— BEGIN —

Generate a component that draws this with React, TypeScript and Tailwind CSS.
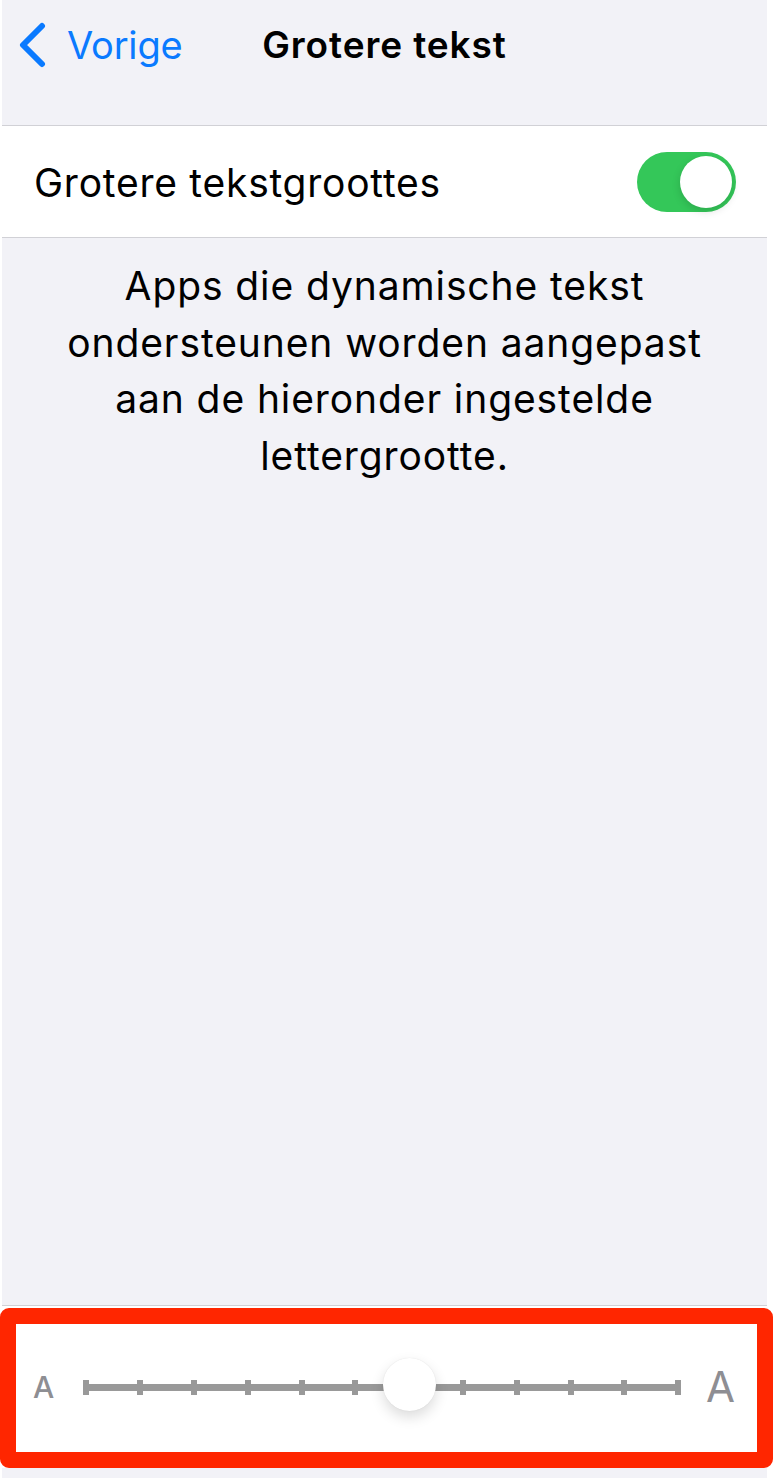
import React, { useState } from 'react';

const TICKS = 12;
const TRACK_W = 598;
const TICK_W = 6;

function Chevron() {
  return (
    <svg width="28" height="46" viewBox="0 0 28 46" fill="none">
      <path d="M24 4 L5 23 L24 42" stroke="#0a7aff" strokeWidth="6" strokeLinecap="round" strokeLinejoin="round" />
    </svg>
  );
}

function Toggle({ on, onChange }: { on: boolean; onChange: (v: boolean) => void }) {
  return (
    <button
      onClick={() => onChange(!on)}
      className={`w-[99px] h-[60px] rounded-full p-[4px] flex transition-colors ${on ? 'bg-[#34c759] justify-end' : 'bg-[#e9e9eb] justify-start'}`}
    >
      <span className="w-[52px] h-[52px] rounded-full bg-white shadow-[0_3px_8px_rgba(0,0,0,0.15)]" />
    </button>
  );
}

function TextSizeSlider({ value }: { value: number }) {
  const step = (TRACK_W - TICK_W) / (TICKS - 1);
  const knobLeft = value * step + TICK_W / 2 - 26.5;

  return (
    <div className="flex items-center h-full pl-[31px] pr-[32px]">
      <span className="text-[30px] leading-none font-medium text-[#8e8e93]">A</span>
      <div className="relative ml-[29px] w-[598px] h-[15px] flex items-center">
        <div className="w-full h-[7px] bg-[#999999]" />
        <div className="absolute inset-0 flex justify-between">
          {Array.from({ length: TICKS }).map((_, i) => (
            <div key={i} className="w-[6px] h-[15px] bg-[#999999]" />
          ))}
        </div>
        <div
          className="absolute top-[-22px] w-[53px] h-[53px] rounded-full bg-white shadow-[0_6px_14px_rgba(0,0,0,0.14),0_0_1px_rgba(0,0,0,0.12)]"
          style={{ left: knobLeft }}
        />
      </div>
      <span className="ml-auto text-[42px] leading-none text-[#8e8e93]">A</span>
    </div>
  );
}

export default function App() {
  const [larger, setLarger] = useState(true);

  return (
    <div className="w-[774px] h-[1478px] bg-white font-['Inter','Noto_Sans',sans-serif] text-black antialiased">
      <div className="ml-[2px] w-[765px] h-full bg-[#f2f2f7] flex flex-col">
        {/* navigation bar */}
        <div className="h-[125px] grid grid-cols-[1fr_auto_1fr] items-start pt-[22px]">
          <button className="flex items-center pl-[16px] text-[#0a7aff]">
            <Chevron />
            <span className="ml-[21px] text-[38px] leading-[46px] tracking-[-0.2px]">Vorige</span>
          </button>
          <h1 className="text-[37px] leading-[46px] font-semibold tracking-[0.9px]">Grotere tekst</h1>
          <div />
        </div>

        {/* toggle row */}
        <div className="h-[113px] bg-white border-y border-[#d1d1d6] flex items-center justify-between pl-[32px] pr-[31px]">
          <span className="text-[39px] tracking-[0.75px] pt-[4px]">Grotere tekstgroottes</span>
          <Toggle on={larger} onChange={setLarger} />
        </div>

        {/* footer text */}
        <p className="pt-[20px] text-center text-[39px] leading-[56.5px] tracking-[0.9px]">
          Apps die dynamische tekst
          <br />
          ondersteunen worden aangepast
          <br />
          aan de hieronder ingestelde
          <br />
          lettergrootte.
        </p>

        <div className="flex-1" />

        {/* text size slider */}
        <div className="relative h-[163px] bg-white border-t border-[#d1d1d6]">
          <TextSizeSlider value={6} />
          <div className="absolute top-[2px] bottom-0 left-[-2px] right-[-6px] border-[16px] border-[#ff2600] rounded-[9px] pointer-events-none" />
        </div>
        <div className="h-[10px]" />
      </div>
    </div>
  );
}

— END —

## PROBLEM
Leave out the pictures. Transcribe only the lines above, from the first through the one that contains "const TICK_W = 6;".

## ANSWER TO THE PROBLEM
Generate a component that draws this with React, TypeScript and Tailwind CSS.
import React, { useState } from 'react';

const TICKS = 12;
const TRACK_W = 598;
const TICK_W = 6;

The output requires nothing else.